Speed Benchmarks with MPS Backend
I'm running a few speed benchmarks with an MPS backend. The task is zero-shot classification through the pipe on a set of 5,000 documents. Repeat 30 times and take the average.
I know ModernBERT was explicitly optimized for different hardware, and that MPS cannot currently utilize flash attention. So this is less a problem/request and just me trying to figure out expected behavior.
The basic benchmark is simple:
model = "mlburnham/Political_DEBATE_ModernBERT_base_v1.0"
pipe = pipeline("zero-shot-classification", model = model,
device = torch.device("mps"), batch_size = 8, torch_dtype = torch.bfloat16)
start_time = time.time()
results = pipe(list(test['premise']), 'This text is about politics.', hypothesis_template='{}', multi_label=False)
# Stop timer
end_time = time.time()
ModernBERT is noticeably slower than DeBERTa-v3 on MPS. About 120 documents per seconds vs. 150. Is this at all surprising?
ModernBERT is about 2x as fast with a batch size of 8 vs. a batch size of 64. I expect this from DeBERTa because of padding to the longest sequence in a batch. But ModernBERT doesn't pad as I understand it, and the pipe doesn't add any padding by default. So I would expect ModernBERT to speed up with larger batches. That doesn't seem to be the case though. Maybe I'm missing something here?

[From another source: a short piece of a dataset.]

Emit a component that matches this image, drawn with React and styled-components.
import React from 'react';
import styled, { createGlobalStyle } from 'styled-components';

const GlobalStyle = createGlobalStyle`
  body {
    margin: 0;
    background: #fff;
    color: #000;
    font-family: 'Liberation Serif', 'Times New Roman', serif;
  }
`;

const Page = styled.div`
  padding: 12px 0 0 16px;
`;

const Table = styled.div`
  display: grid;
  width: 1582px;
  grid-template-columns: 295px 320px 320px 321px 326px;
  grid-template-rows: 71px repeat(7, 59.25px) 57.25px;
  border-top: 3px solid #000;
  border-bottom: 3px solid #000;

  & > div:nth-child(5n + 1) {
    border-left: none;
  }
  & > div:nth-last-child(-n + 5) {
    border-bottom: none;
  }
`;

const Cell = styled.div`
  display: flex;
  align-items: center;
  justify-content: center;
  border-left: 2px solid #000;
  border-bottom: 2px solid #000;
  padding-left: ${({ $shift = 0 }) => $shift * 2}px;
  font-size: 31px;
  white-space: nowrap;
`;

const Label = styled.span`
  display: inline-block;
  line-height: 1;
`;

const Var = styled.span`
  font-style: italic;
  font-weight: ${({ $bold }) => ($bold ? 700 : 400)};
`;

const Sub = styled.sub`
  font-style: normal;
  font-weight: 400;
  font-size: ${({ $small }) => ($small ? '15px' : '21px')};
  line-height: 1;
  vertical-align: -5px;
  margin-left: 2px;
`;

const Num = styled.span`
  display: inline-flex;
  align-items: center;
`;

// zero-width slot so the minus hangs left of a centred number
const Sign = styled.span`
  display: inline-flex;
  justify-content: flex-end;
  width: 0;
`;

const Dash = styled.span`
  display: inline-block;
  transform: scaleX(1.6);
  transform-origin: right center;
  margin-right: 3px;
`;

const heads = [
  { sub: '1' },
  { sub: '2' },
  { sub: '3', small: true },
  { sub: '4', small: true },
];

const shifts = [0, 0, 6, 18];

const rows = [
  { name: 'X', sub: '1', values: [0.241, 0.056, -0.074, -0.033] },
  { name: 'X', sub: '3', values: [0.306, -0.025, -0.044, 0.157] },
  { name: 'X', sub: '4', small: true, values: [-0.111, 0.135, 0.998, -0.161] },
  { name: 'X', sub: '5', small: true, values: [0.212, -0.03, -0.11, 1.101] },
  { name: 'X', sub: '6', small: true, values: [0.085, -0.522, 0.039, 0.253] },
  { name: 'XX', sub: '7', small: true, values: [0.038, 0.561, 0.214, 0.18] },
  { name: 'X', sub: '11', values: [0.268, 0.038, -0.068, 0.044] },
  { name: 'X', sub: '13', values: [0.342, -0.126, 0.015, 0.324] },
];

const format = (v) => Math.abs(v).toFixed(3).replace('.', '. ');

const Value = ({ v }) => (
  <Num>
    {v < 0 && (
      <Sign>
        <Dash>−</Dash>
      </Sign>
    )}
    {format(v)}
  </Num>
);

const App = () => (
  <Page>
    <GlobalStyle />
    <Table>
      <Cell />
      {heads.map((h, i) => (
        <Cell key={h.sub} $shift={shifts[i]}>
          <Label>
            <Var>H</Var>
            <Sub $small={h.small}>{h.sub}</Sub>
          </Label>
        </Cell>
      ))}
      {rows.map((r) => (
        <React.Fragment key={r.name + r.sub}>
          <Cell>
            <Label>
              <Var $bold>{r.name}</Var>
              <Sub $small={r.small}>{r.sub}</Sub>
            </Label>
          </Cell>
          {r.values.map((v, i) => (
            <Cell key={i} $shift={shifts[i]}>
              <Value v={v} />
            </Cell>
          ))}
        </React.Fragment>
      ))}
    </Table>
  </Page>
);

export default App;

But ModernBERT doesn't pad as I understand it, and the pipe doesn't add any padding by default
ModernBERT uses Flash Attention to support full model unpadding, so any backend which doesn't have a Flash Attention equivalent will require padding tokens and won't benefit from those speedups.
As for your other performance questions, I will have to defer someone who has an Apple Silicon device.